Die Aussaat von Sommerweizen liegt in Russland in diesem Jahr zeitlich sehr weit zurück, denn es war lange sehr kalt und im Frühjahr lag noch viel Schnee. Aus der Ukraine melden Analysten aber hohe Ernteprognosen bei Winterweizen und die Pflanzen sind in guter Verfassung. Doch diese Nachrichten haben dem Markt bisher nicht viel anhaben können. Im Gegenteil: Die meisten Analysten glauben, dass eine große russische und ukranische Ernte unbedingt gebraucht wird, um die globale Versorgung einigermaßen zu sichern.
Denn auch in Europa ist noch lange nicht klar, was am Ende wirklich von den Feldern geholt wird. Hier gehen Analysten wie Strategie Grains derzeit von einer deutlich größeren Weizenernte aus als im vorigen Jahr.
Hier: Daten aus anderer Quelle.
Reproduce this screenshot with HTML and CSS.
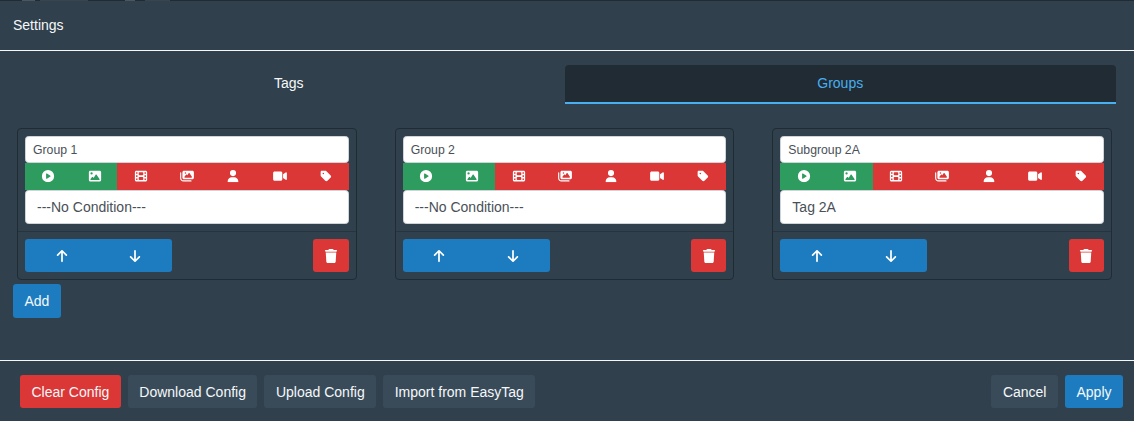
FILE: index.html
```html
<!DOCTYPE html>
<html lang="en">
<head>
<meta charset="utf-8">
<title>Settings</title>
<link rel="stylesheet" href="styles.css">
</head>
<body>
<svg class="defs" aria-hidden="true">
<symbol id="i-play" viewBox="0 0 512 512"><path d="M0 256a256 256 0 1 1 512 0A256 256 0 1 1 0 256zM188.3 147.1c-7.6 4.2-12.3 12.3-12.3 20.9V344c0 8.7 4.7 16.7 12.3 20.9s16.8 4.1 24.3-.5l144-88c7.1-4.4 11.5-12.1 11.5-20.5s-4.4-16.1-11.5-20.5l-144-88c-7.4-4.5-16.7-4.7-24.3-.5z"/></symbol>
<symbol id="i-image" viewBox="0 0 512 512"><path d="M0 96C0 60.7 28.7 32 64 32H448c35.3 0 64 28.7 64 64V416c0 35.3-28.7 64-64 64H64c-35.3 0-64-28.7-64-64V96zM323.8 202.5c-4.5-6.6-11.9-10.5-19.8-10.5s-15.4 3.9-19.8 10.5l-87 127.6L170.7 297c-4.6-5.7-11.5-9-18.7-9s-14.2 3.3-18.7 9l-64 80c-5.8 7.2-6.9 17.1-2.9 25.4s12.4 13.6 21.6 13.6h96 32H424c8.9 0 17.1-4.9 21.2-12.8s3.6-17.4-1.4-24.7l-120-176zM112 192a48 48 0 1 0 0-96 48 48 0 1 0 0 96z"/></symbol>
<symbol id="i-film" viewBox="0 0 512 512"><path d="M0 96C0 60.7 28.7 32 64 32H448c35.3 0 64 28.7 64 64V416c0 35.3-28.7 64-64 64H64c-35.3 0-64-28.7-64-64V96zM48 368v32c0 8.8 7.2 16 16 16H96c8.8 0 16-7.2 16-16V368c0-8.8-7.2-16-16-16H64c-8.8 0-16 7.2-16 16zm368-16c-8.8 0-16 7.2-16 16v32c0 8.8 7.2 16 16 16h32c8.8 0 16-7.2 16-16V368c0-8.8-7.2-16-16-16H416zM48 240v32c0 8.8 7.2 16 16 16H96c8.8 0 16-7.2 16-16V240c0-8.8-7.2-16-16-16H64c-8.8 0-16 7.2-16 16zm368-16c-8.8 0-16 7.2-16 16v32c0 8.8 7.2 16 16 16h32c8.8 0 16-7.2 16-16V240c0-8.8-7.2-16-16-16H416zM48 112v32c0 8.8 7.2 16 16 16H96c8.8 0 16-7.2 16-16V112c0-8.8-7.2-16-16-16H64c-8.8 0-16 7.2-16 16zM416 96c-8.8 0-16 7.2-16 16v32c0 8.8 7.2 16 16 16h32c8.8 0 16-7.2 16-16V112c0-8.8-7.2-16-16-16H416zM160 128v64c0 17.7 14.3 32 32 32H320c17.7 0 32-14.3 32-32V128c0-17.7-14.3-32-32-32H192c-17.7 0-32 14.3-32 32zm32 160c-17.7 0-32 14.3-32 32v64c0 17.7 14.3 32 32 32H320c17.7 0 32-14.3 32-32V320c0-17.7-14.3-32-32-32H192z"/></symbol>
<symbol id="i-images" viewBox="0 0 576 512"><path d="M160 32c-35.3 0-64 28.7-64 64V320c0 35.3 28.7 64 64 64H512c35.3 0 64-28.7 64-64V96c0-35.3-28.7-64-64-64H160zM396 138.7l96 144c4.9 7.4 5.4 16.8 1.2 24.6S480.9 320 472 320H328 280 200c-9.2 0-17.6-5.3-21.6-13.6s-2.9-18.2 2.9-25.4l64-80c4.6-5.7 11.4-9 18.7-9s14.2 3.3 18.7 9l17.3 21.6 56-84C360.5 132 368 128 376 128s15.5 4 20 10.7zM192 128a32 32 0 1 1 64 0 32 32 0 1 1 -64 0zM48 120c0-13.3-10.7-24-24-24S0 106.7 0 120V344c0 75.1 60.9 136 136 136H456c13.3 0 24-10.7 24-24s-10.7-24-24-24H136c-48.6 0-88-39.4-88-88V120z"/></symbol>
<symbol id="i-user" viewBox="0 0 448 512"><path d="M224 256A128 128 0 1 0 224 0a128 128 0 1 0 0 256zm-45.7 48C79.8 304 0 383.8 0 482.3C0 498.7 13.3 512 29.7 512H418.3c16.4 0 29.7-13.3 29.7-29.7C448 383.8 368.2 304 269.7 304H178.3z"/></symbol>
<symbol id="i-video" viewBox="0 0 576 512"><path d="M0 128C0 92.7 28.7 64 64 64H320c35.3 0 64 28.7 64 64V384c0 35.3-28.7 64-64 64H64c-35.3 0-64-28.7-64-64V128zM559.1 99.8c10.4 5.6 16.9 16.4 16.9 28.2V384c0 11.8-6.5 22.6-16.9 28.2s-23 5-32.9-1.6l-96-64L416 337.1V320 192 174.9l14.2-9.5 96-64c9.8-6.5 22.4-7.2 32.9-1.6z"/></symbol>
<symbol id="i-tag" viewBox="0 0 448 512"><path d="M0 80V229.5c0 17 6.7 33.3 18.7 45.3l176 176c25 25 65.5 25 90.5 0L418.7 317.3c25-25 25-65.5 0-90.5l-176-176c-12-12-28.3-18.7-45.3-18.7H48C21.5 32 0 53.5 0 80zm112 32a32 32 0 1 1 0 64 32 32 0 1 1 0-64z"/></symbol>
<symbol id="i-up" viewBox="0 0 384 512"><path d="M214.6 41.4c-12.5-12.5-32.8-12.5-45.3 0l-160 160c-12.5 12.5-12.5 32.8 0 45.3s32.8 12.5 45.3 0L160 141.2V448c0 17.7 14.3 32 32 32s32-14.3 32-32V141.2L329.4 246.6c12.5 12.5 32.8 12.5 45.3 0s12.5-32.8 0-45.3l-160-160z"/></symbol>
<symbol id="i-down" viewBox="0 0 384 512"><path d="M169.4 470.6c12.5 12.5 32.8 12.5 45.3 0l160-160c12.5-12.5 12.5-32.8 0-45.3s-32.8-12.5-45.3 0L224 370.8 224 64c0-17.7-14.3-32-32-32s-32 14.3-32 32l0 306.7L54.6 265.4c-12.5-12.5-32.8-12.5-45.3 0s-12.5 32.8 0 45.3l160 160z"/></symbol>
<symbol id="i-trash" viewBox="0 0 448 512"><path d="M135.2 17.7L128 32H32C14.3 32 0 46.3 0 64S14.3 96 32 96H416c17.7 0 32-14.3 32-32s-14.3-32-32-32H320l-7.2-14.3C307.4 6.8 296.3 0 284.2 0H163.8c-12.1 0-23.2 6.8-28.6 17.7zM416 128H32L53.2 467c1.6 25.3 22.6 45 47.9 45H346.9c25.3 0 46.3-19.7 47.9-45L416 128z"/></symbol>
</svg>
<div class="behind" aria-hidden="true"><i class="sw s1"></i><i class="sw s2"></i><i class="sw s3"></i><i class="sw s4"></i></div>
<div class="modal">
  <header class="modal-header">Settings</header>
  <main class="modal-body">
    <nav class="tabs">
      <a class="tab">Tags</a>
      <a class="tab tab-active">Groups</a>
    </nav>
    <section class="cards">
      <article class="card">
        <div class="card-body">
          <input class="name" value="Group 1">
          <div class="toggles">
            <span class="t on"><svg class="ic-sm"><use href="#i-play"/></svg></span>
            <span class="t on"><svg class="ic-sm"><use href="#i-image"/></svg></span>
            <span class="t"><svg class="ic-sm"><use href="#i-film"/></svg></span>
            <span class="t"><svg class="ic-sm"><use href="#i-images"/></svg></span>
            <span class="t"><svg class="ic-sm"><use href="#i-user"/></svg></span>
            <span class="t"><svg class="ic-sm"><use href="#i-video"/></svg></span>
            <span class="t"><svg class="ic-sm"><use href="#i-tag"/></svg></span>
          </div>
          <div class="cond">---No Condition---</div>
        </div>
        <div class="card-foot">
          <div class="move"><button class="mv"><svg class="ic"><use href="#i-up"/></svg></button><button class="mv"><svg class="ic"><use href="#i-down"/></svg></button></div>
          <button class="del"><svg class="ic"><use href="#i-trash"/></svg></button>
        </div>
      </article>
      <article class="card">
        <div class="card-body">
          <input class="name" value="Group 2">
          <div class="toggles">
            <span class="t on"><svg class="ic-sm"><use href="#i-play"/></svg></span>
            <span class="t on"><svg class="ic-sm"><use href="#i-image"/></svg></span>
            <span class="t"><svg class="ic-sm"><use href="#i-film"/></svg></span>
            <span class="t"><svg class="ic-sm"><use href="#i-images"/></svg></span>
            <span class="t"><svg class="ic-sm"><use href="#i-user"/></svg></span>
            <span class="t"><svg class="ic-sm"><use href="#i-video"/></svg></span>
            <span class="t"><svg class="ic-sm"><use href="#i-tag"/></svg></span>
          </div>
          <div class="cond">---No Condition---</div>
        </div>
        <div class="card-foot">
          <div class="move"><button class="mv"><svg class="ic"><use href="#i-up"/></svg></button><button class="mv"><svg class="ic"><use href="#i-down"/></svg></button></div>
          <button class="del"><svg class="ic"><use href="#i-trash"/></svg></button>
        </div>
      </article>
      <article class="card">
        <div class="card-body">
          <input class="name" value="Subgroup 2A">
          <div class="toggles">
            <span class="t on"><svg class="ic-sm"><use href="#i-play"/></svg></span>
            <span class="t on"><svg class="ic-sm"><use href="#i-image"/></svg></span>
            <span class="t"><svg class="ic-sm"><use href="#i-film"/></svg></span>
            <span class="t"><svg class="ic-sm"><use href="#i-images"/></svg></span>
            <span class="t"><svg class="ic-sm"><use href="#i-user"/></svg></span>
            <span class="t"><svg class="ic-sm"><use href="#i-video"/></svg></span>
            <span class="t"><svg class="ic-sm"><use href="#i-tag"/></svg></span>
          </div>
          <div class="cond">Tag 2A</div>
        </div>
        <div class="card-foot">
          <div class="move"><button class="mv"><svg class="ic"><use href="#i-up"/></svg></button><button class="mv"><svg class="ic"><use href="#i-down"/></svg></button></div>
          <button class="del"><svg class="ic"><use href="#i-trash"/></svg></button>
        </div>
      </article>
    </section>
    <button class="btn primary add">Add</button>
  </main>
  <footer class="modal-footer">
    <div class="group">
      <button class="btn danger">Clear Config</button>
      <button class="btn secondary">Download Config</button>
      <button class="btn secondary">Upload Config</button>
      <button class="btn secondary">Import from EasyTag</button>
    </div>
    <div class="group">
      <button class="btn secondary">Cancel</button>
      <button class="btn primary">Apply</button>
    </div>
  </footer>
</div>
</body>
</html>
```
FILE: styles.css
```css
* { box-sizing: border-box; }
html, body { margin: 0; padding: 0; height: 100%; }
body {
  background: #202b33;
  font-family: "Liberation Sans", Arial, sans-serif;
  font-size: 14px;
  color: #f5f8fa;
  overflow: hidden;
}
.defs { display: none; }
.behind { display: flex; height: 1px; padding-left: 22px; }
.sw { display: block; height: 1px; background: #4a5660; }
.s1 { width: 13px; margin-right: 5px; }
.s2 { width: 48px; margin-right: 37px; background: #39454e; }
.s3 { width: 10px; margin-right: 10px; }
.s4 { width: 25px; background: #39454e; }
.modal {
  height: 420px;
  background: #30404d;
  display: flex;
  flex-direction: column;
}
.modal-header {
  height: 50px;
  padding: 16px 13px 0;
  line-height: 17px;
  border-bottom: 1px solid #f5f8fa;
}
.modal-body { height: 309px; padding: 14px 18px 0 13px; }
.tabs { display: flex; height: 39px; }
.tab {
  flex: 1 1 0;
  text-align: center;
  line-height: 36px;
}
.tab-active {
  background: #202b33;
  color: #48aff0;
  border-bottom: 2px solid #48aff0;
  border-radius: 4px 4px 0 0;
}
.cards {
  display: flex;
  gap: 38px;
  margin-top: 24px;
  padding: 0 4px;
}
.card {
  flex: 1 1 0;
  height: 152px;
  border: 1px solid #202b33;
  border-radius: 4px;
}
.card-body { padding: 7px 7px 0; height: 103px; border-bottom: 1px solid #263440; }
.name {
  display: block;
  width: 100%;
  height: 27px;
  padding: 0 7px;
  border: 1px solid #ced4da;
  border-radius: 3.5px;
  background: #fff;
  color: #495057;
  font: 12.25px "Liberation Sans", Arial, sans-serif;
}
.toggles { display: flex; height: 27px; }
.t {
  flex: 1 1 0;
  padding-left: 0.5px;
  background: #db3737;
  color: #fff;
  display: flex;
  align-items: center;
  justify-content: center;
}
.t.on { background: #2e9b5f; }
.ic { width: 14px; height: 14px; fill: currentColor; display: block; }
.ic-sm { width: 14px; height: 12.25px; fill: currentColor; display: block; }
.cond {
  height: 34px;
  padding: 0 11px;
  line-height: 32px;
  background: #fff;
  color: #495057;
  border: 1px solid #ced4da;
  border-radius: 3.5px;
}
.card-foot {
  display: flex;
  justify-content: space-between;
  padding: 7px 7px 0;
}
.move { display: flex; width: 147px; border-radius: 3px; overflow: hidden; }
button { font: inherit; border: 0; cursor: pointer; }
.mv {
  flex: 1 1 0;
  height: 33px;
  background: #1c7cbf;
  color: #fff;
  display: flex;
  align-items: center;
  justify-content: center;
}
.del {
  width: 35.25px;
  height: 33px;
  padding: 0;
  background: #db3737;
  color: #fff;
  border-radius: 3px;
  display: flex;
  align-items: center;
  justify-content: center;
}
.btn {
  height: 33px;
  padding: 0 11.5px;
  border-radius: 3px;
  color: #f5f8fa;
}
.primary { background: #1c7cbf; }
.danger { background: #db3737; }
.secondary { background: #394b59; }
.add { display: block; height: 34px; margin-top: 4px; }
.modal-footer {
  border-top: 1px solid #f5f8fa;
  padding: 14px 11px 0 20px;
  display: flex;
  justify-content: space-between;
}
.group { display: flex; gap: 7px; }
```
Der Grund: Vor allem Frankreich ist mit einer erheblich größeren Aussaatfläche bei Wintergetreide in die Saison gestartet. Im April hat der französische Weizen zwar einige Frostschäden abbekommen, trotzdem geht man weiterhin von einer relativ guten Ernte aus. Das Problem ist jedoch: In Frankreich feht in vielen Regionen Regen, damit sich die Pflanzen gut entwicklen können.
Eine gute franzöische Ernte wird aber nötig sein, denn China hat nach Auskunft von Händlern in Frankreich schon große Mengen Weizen der neuen Ernte geordert. Das war auch schon in der laufenden Saison so, in der Frankreich zu einem der wichtigsten Getreidelieferanten Chinas aufgestiegen ist.
Deutschland bleibt bei diesem Geschäft bisher außen vor, denn es gibt mit China noch keine phytosanitären Zertifikate. Hier wäre auch für deutsche Bauern einiges zu holen, denn Peking zahlt den Lieferanten hohe Preise, weil das Getreide am chinesischen Binnenmarkt noch erheblich mehr kostet.